EXERCISE DIRECTIONS
Once the pictures are set aside, transcribe the remaining data exactly.

RECORDED INFORMATION
-----

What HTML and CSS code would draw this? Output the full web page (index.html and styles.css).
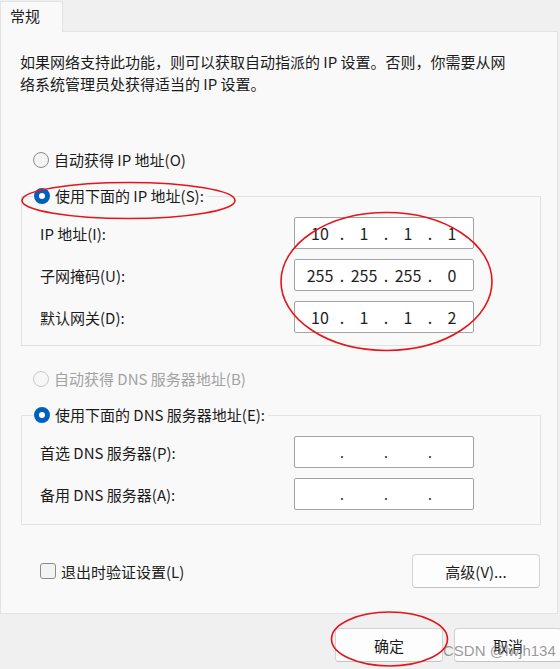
FILE: index.html
```html
<!DOCTYPE html>
<html lang="zh-CN">
<head>
<meta charset="utf-8">
<title>IPv4 属性</title>
<link rel="stylesheet" href="styles.css">
</head>
<body>
<div class="dialog">
  <div class="tabs"><div class="tab">常规</div></div>
  <div class="panel">
    <p class="intro">如果网络支持此功能，则可以获取自动指派的 IP 设置。否则，你需要从网络系统管理员处获得适当的 IP 设置。</p>

    <div class="radio-row first"><span class="radio"></span><span>自动获得 IP 地址(O)</span></div>

    <fieldset class="group">
      <legend class="radio-row"><span class="radio checked"></span><span>使用下面的 IP 地址(S):</span></legend>
      <div class="rows">
        <div class="field-label">IP 地址(I):</div>
        <div class="ipbox"><span>10</span><i>.</i><span>1</span><i>.</i><span>1</span><i>.</i><span>1</span></div>
        <div class="field-label">子网掩码(U):</div>
        <div class="ipbox"><span>255</span><i>.</i><span>255</span><i>.</i><span>255</span><i>.</i><span>0</span></div>
        <div class="field-label">默认网关(D):</div>
        <div class="ipbox"><span>10</span><i>.</i><span>1</span><i>.</i><span>1</span><i>.</i><span>2</span></div>
      </div>
    </fieldset>

    <div class="radio-row dns-auto disabled"><span class="radio"></span><span>自动获得 DNS 服务器地址(B)</span></div>

    <fieldset class="group group-dns">
      <legend class="radio-row"><span class="radio checked"></span><span>使用下面的 DNS 服务器地址(E):</span></legend>
      <div class="rows">
        <div class="field-label">首选 DNS 服务器(P):</div>
        <div class="ipbox empty"><span></span><i>.</i><span></span><i>.</i><span></span><i>.</i><span></span></div>
        <div class="field-label">备用 DNS 服务器(A):</div>
        <div class="ipbox empty"><span></span><i>.</i><span></span><i>.</i><span></span><i>.</i><span></span></div>
      </div>
    </fieldset>

    <div class="bottom-row">
      <label class="check-row"><span class="checkbox"></span><span>退出时验证设置(L)</span></label>
      <button class="btn adv">高级(V)...</button>
    </div>
  </div>
  <div class="footer">
    <button class="btn ok">确定</button>
    <button class="btn cancel">取消</button>
  </div>
</div>

<div class="watermark">CSDN @lwjh134</div>

<svg class="marks" width="560" height="669" viewBox="0 0 560 669" aria-hidden="true">
  <ellipse cx="128.5" cy="200.5" rx="106.5" ry="18" />
  <ellipse cx="386.5" cy="281.5" rx="105.5" ry="69" />
  <ellipse cx="389.5" cy="639" rx="58" ry="27" />
</svg>
</body>
</html>
```
FILE: styles.css
```css
* { box-sizing: border-box; }

html, body {
  margin: 0;
  padding: 0;
}

body {
  width: 560px;
  height: 669px;
  overflow: hidden;
  background: #f0f0f0;
  font-family: "Noto Sans CJK SC", "Noto Sans", sans-serif;
  font-size: 15px;
  color: #1b1b1b;
  position: relative;
}

.dialog {
  width: 560px;
}

.tabs {
  height: 31px;
  display: flex;
  align-items: flex-end;
}

.tab {
  position: relative;
  z-index: 1;
  width: 63px;
  height: 31px;
  margin-bottom: -1px;
  background: #f9f9f9;
  border: 1px solid #e3e3e3;
  border-bottom: none;
  padding-left: 9px;
  font-size: 15px;
  line-height: 28px;
}

.panel {
  width: 558px;
  height: 583px;
  background: #f9f9f9;
  border: 1px solid #e3e3e3;
  padding: 19px 0 0 0;
}

.intro {
  margin: 0 0 0 19px;
  width: 496px;
  line-height: 22px;
}

.radio-row {
  display: flex;
  align-items: center;
  height: 22px;
  line-height: 22px;
  white-space: nowrap;
}

.radio-row.first {
  margin: 54px 0 0 32px;
}

.radio {
  width: 16px;
  height: 16px;
  border-radius: 50%;
  border: 1px solid #8b8b8b;
  background: #f4f4f4;
  margin-right: 5px;
  flex: none;
}

.radio.checked {
  border: 5px solid #0060be;
  background: #ffffff;
}

.disabled {
  color: #a2a2a2;
}

.disabled .radio {
  border-color: #c8c8c8;
  background: #f7f7f7;
}

.group {
  margin: 14px 0 0 20px;
  width: 520px;
  border: 1px solid #e2e2e2;
  padding: 0 0 12px 18px;
  min-width: 0;
}

.group legend {
  padding: 0 3px 0 1px;
  margin-left: -7px;
  background: #f9f9f9;
}

.rows {
  display: grid;
  grid-template-columns: 254px 180px;
  row-gap: 10px;
  align-items: center;
  margin-top: 10px;
}

.field-label {
  white-space: nowrap;
}

.ipbox {
  height: 32px;
  background: #ffffff;
  border: 1px solid #a3a3a3;
  border-radius: 2px;
  display: flex;
  align-items: center;
  padding-left: 7px;
  font-size: 16px;
  color: #1e1e1e;
}

.ipbox span {
  width: 36px;
  text-align: center;
}

.ipbox i {
  font-style: normal;
  width: 8px;
  text-align: center;
}

.ipbox.empty i {
  font-size: 14px;
}

.dns-auto {
  margin: 22px 0 0 32px;
}

.group-dns {
  margin-top: 14px;
  padding-bottom: 14px;
}

.bottom-row {
  display: flex;
  align-items: center;
  justify-content: space-between;
  margin: 29px 0 0 39px;
  width: 500px;
}

.check-row {
  display: flex;
  align-items: center;
  gap: 5px;
}

.checkbox {
  width: 16px;
  height: 16px;
  border: 1px solid #8b8b8b;
  border-radius: 3px;
  background: #f3f3f3;
}

.btn {
  font-family: "Noto Sans CJK SC", "Noto Sans", sans-serif;
  font-size: 15px;
  color: #1b1b1b;
  background: #fdfdfd;
  border: 1px solid #d3d3d3;
  border-bottom-color: #c4c4c4;
  border-radius: 4px;
  height: 34px;
  padding: 0;
}

.adv {
  width: 128px;
}

.footer {
  display: flex;
  gap: 11px;
  padding: 14px 0 0 335px;
}

.ok, .cancel {
  width: 108px;
  flex: none;
}

.watermark {
  position: absolute;
  left: 443px;
  top: 642px;
  font-family: "Liberation Sans", Arial, sans-serif;
  font-size: 15px;
  color: rgba(120, 120, 120, 0.75);
  white-space: nowrap;
}

.marks {
  position: absolute;
  left: 0;
  top: 0;
  pointer-events: none;
}

.marks ellipse {
  fill: none;
  stroke: #e3151a;
  stroke-width: 1.6;
}
```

-----

RESPONSE TO THE TASK
What HTML and CSS code would draw this? Output the full web page (index.html and styles.css).
FILE: index.html
```html
<!DOCTYPE html>
<html lang="zh-CN">
<head>
<meta charset="utf-8">
<title>IPv4 属性</title>
<link rel="stylesheet" href="styles.css">
</head>
<body>
<div class="dialog">
  <div class="tabs"><div class="tab">常规</div></div>
  <div class="panel">
    <p class="intro">如果网络支持此功能，则可以获取自动指派的 IP 设置。否则，你需要从网络系统管理员处获得适当的 IP 设置。</p>

    <div class="radio-row first"><span class="radio"></span><span>自动获得 IP 地址(O)</span></div>

    <fieldset class="group">
      <legend class="radio-row"><span class="radio checked"></span><span>使用下面的 IP 地址(S):</span></legend>
      <div class="rows">
        <div class="field-label">IP 地址(I):</div>
        <div class="ipbox"><span>10</span><i>.</i><span>1</span><i>.</i><span>1</span><i>.</i><span>1</span></div>
        <div class="field-label">子网掩码(U):</div>
        <div class="ipbox"><span>255</span><i>.</i><span>255</span><i>.</i><span>255</span><i>.</i><span>0</span></div>
        <div class="field-label">默认网关(D):</div>
        <div class="ipbox"><span>10</span><i>.</i><span>1</span><i>.</i><span>1</span><i>.</i><span>2</span></div>
      </div>
    </fieldset>

    <div class="radio-row dns-auto disabled"><span class="radio"></span><span>自动获得 DNS 服务器地址(B)</span></div>

    <fieldset class="group group-dns">
      <legend class="radio-row"><span class="radio checked"></span><span>使用下面的 DNS 服务器地址(E):</span></legend>
      <div class="rows">
        <div class="field-label">首选 DNS 服务器(P):</div>
        <div class="ipbox empty"><span></span><i>.</i><span></span><i>.</i><span></span><i>.</i><span></span></div>
        <div class="field-label">备用 DNS 服务器(A):</div>
        <div class="ipbox empty"><span></span><i>.</i><span></span><i>.</i><span></span><i>.</i><span></span></div>
      </div>
    </fieldset>

    <div class="bottom-row">
      <label class="check-row"><span class="checkbox"></span><span>退出时验证设置(L)</span></label>
      <button class="btn adv">高级(V)...</button>
    </div>
  </div>
  <div class="footer">
    <button class="btn ok">确定</button>
    <button class="btn cancel">取消</button>
  </div>
</div>

<div class="watermark">CSDN @lwjh134</div>

<svg class="marks" width="560" height="669" viewBox="0 0 560 669" aria-hidden="true">
  <ellipse cx="128.5" cy="200.5" rx="106.5" ry="18" />
  <ellipse cx="386.5" cy="281.5" rx="105.5" ry="69" />
  <ellipse cx="389.5" cy="639" rx="58" ry="27" />
</svg>
</body>
</html>
```
FILE: styles.css
```css
* { box-sizing: border-box; }

html, body {
  margin: 0;
  padding: 0;
}

body {
  width: 560px;
  height: 669px;
  overflow: hidden;
  background: #f0f0f0;
  font-family: "Noto Sans CJK SC", "Noto Sans", sans-serif;
  font-size: 15px;
  color: #1b1b1b;
  position: relative;
}

.dialog {
  width: 560px;
}

.tabs {
  height: 31px;
  display: flex;
  align-items: flex-end;
}

.tab {
  position: relative;
  z-index: 1;
  width: 63px;
  height: 31px;
  margin-bottom: -1px;
  background: #f9f9f9;
  border: 1px solid #e3e3e3;
  border-bottom: none;
  padding-left: 9px;
  font-size: 15px;
  line-height: 28px;
}

.panel {
  width: 558px;
  height: 583px;
  background: #f9f9f9;
  border: 1px solid #e3e3e3;
  padding: 19px 0 0 0;
}

.intro {
  margin: 0 0 0 19px;
  width: 496px;
  line-height: 22px;
}

.radio-row {
  display: flex;
  align-items: center;
  height: 22px;
  line-height: 22px;
  white-space: nowrap;
}

.radio-row.first {
  margin: 54px 0 0 32px;
}

.radio {
  width: 16px;
  height: 16px;
  border-radius: 50%;
  border: 1px solid #8b8b8b;
  background: #f4f4f4;
  margin-right: 5px;
  flex: none;
}

.radio.checked {
  border: 5px solid #0060be;
  background: #ffffff;
}

.disabled {
  color: #a2a2a2;
}

.disabled .radio {
  border-color: #c8c8c8;
  background: #f7f7f7;
}

.group {
  margin: 14px 0 0 20px;
  width: 520px;
  border: 1px solid #e2e2e2;
  padding: 0 0 12px 18px;
  min-width: 0;
}

.group legend {
  padding: 0 3px 0 1px;
  margin-left: -7px;
  background: #f9f9f9;
}

.rows {
  display: grid;
  grid-template-columns: 254px 180px;
  row-gap: 10px;
  align-items: center;
  margin-top: 10px;
}

.field-label {
  white-space: nowrap;
}

.ipbox {
  height: 32px;
  background: #ffffff;
  border: 1px solid #a3a3a3;
  border-radius: 2px;
  display: flex;
  align-items: center;
  padding-left: 7px;
  font-size: 16px;
  color: #1e1e1e;
}

.ipbox span {
  width: 36px;
  text-align: center;
}

.ipbox i {
  font-style: normal;
  width: 8px;
  text-align: center;
}

.ipbox.empty i {
  font-size: 14px;
}

.dns-auto {
  margin: 22px 0 0 32px;
}

.group-dns {
  margin-top: 14px;
  padding-bottom: 14px;
}

.bottom-row {
  display: flex;
  align-items: center;
  justify-content: space-between;
  margin: 29px 0 0 39px;
  width: 500px;
}

.check-row {
  display: flex;
  align-items: center;
  gap: 5px;
}

.checkbox {
  width: 16px;
  height: 16px;
  border: 1px solid #8b8b8b;
  border-radius: 3px;
  background: #f3f3f3;
}

.btn {
  font-family: "Noto Sans CJK SC", "Noto Sans", sans-serif;
  font-size: 15px;
  color: #1b1b1b;
  background: #fdfdfd;
  border: 1px solid #d3d3d3;
  border-bottom-color: #c4c4c4;
  border-radius: 4px;
  height: 34px;
  padding: 0;
}

.adv {
  width: 128px;
}

.footer {
  display: flex;
  gap: 11px;
  padding: 14px 0 0 335px;
}

.ok, .cancel {
  width: 108px;
  flex: none;
}

.watermark {
  position: absolute;
  left: 443px;
  top: 642px;
  font-family: "Liberation Sans", Arial, sans-serif;
  font-size: 15px;
  color: rgba(120, 120, 120, 0.75);
  white-space: nowrap;
}

.marks {
  position: absolute;
  left: 0;
  top: 0;
  pointer-events: none;
}

.marks ellipse {
  fill: none;
  stroke: #e3151a;
  stroke-width: 1.6;
}
```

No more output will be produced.